_What this task involves_:
Exclude the pictures and return every line exactly as written.

_Given data_:
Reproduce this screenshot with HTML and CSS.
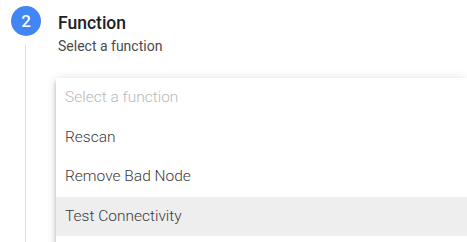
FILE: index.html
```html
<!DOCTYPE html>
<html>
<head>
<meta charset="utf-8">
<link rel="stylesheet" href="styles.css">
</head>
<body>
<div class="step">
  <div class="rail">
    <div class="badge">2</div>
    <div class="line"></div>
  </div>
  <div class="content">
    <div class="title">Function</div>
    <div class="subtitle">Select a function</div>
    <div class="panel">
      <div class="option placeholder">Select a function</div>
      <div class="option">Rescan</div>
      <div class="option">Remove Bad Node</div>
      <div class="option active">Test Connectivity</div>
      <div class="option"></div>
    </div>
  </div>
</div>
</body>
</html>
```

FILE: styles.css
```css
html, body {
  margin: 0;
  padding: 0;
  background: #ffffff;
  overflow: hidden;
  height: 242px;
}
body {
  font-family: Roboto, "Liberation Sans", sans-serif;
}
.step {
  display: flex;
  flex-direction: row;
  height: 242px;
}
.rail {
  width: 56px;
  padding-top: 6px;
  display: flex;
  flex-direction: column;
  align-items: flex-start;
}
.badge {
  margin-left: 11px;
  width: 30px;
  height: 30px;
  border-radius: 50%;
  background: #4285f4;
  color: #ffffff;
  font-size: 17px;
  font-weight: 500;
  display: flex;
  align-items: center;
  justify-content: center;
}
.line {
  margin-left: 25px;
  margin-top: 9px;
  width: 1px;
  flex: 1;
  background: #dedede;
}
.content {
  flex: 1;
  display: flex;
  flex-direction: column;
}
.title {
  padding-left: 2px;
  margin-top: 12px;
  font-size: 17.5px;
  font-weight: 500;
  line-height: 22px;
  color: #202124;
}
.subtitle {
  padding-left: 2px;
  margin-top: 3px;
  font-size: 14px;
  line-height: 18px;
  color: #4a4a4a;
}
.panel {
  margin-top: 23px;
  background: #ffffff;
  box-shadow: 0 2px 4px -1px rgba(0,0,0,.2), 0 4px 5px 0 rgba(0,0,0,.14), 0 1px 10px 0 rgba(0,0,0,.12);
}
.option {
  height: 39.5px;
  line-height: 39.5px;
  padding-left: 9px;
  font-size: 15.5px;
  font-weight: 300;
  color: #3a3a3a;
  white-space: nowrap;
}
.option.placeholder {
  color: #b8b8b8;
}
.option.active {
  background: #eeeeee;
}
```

_Written solution_:
Reproduce this screenshot with HTML and CSS.
FILE: index.html
```html
<!DOCTYPE html>
<html>
<head>
<meta charset="utf-8">
<link rel="stylesheet" href="styles.css">
</head>
<body>
<div class="step">
  <div class="rail">
    <div class="badge">2</div>
    <div class="line"></div>
  </div>
  <div class="content">
    <div class="title">Function</div>
    <div class="subtitle">Select a function</div>
    <div class="panel">
      <div class="option placeholder">Select a function</div>
      <div class="option">Rescan</div>
      <div class="option">Remove Bad Node</div>
      <div class="option active">Test Connectivity</div>
      <div class="option"></div>
    </div>
  </div>
</div>
</body>
</html>
```

FILE: styles.css
```css
html, body {
  margin: 0;
  padding: 0;
  background: #ffffff;
  overflow: hidden;
  height: 242px;
}
body {
  font-family: Roboto, "Liberation Sans", sans-serif;
}
.step {
  display: flex;
  flex-direction: row;
  height: 242px;
}
.rail {
  width: 56px;
  padding-top: 6px;
  display: flex;
  flex-direction: column;
  align-items: flex-start;
}
.badge {
  margin-left: 11px;
  width: 30px;
  height: 30px;
  border-radius: 50%;
  background: #4285f4;
  color: #ffffff;
  font-size: 17px;
  font-weight: 500;
  display: flex;
  align-items: center;
  justify-content: center;
}
.line {
  margin-left: 25px;
  margin-top: 9px;
  width: 1px;
  flex: 1;
  background: #dedede;
}
.content {
  flex: 1;
  display: flex;
  flex-direction: column;
}
.title {
  padding-left: 2px;
  margin-top: 12px;
  font-size: 17.5px;
  font-weight: 500;
  line-height: 22px;
  color: #202124;
}
.subtitle {
  padding-left: 2px;
  margin-top: 3px;
  font-size: 14px;
  line-height: 18px;
  color: #4a4a4a;
}
.panel {
  margin-top: 23px;
  background: #ffffff;
  box-shadow: 0 2px 4px -1px rgba(0,0,0,.2), 0 4px 5px 0 rgba(0,0,0,.14), 0 1px 10px 0 rgba(0,0,0,.12);
}
.option {
  height: 39.5px;
  line-height: 39.5px;
  padding-left: 9px;
  font-size: 15.5px;
  font-weight: 300;
  color: #3a3a3a;
  white-space: nowrap;
}
.option.placeholder {
  color: #b8b8b8;
}
.option.active {
  background: #eeeeee;
}
```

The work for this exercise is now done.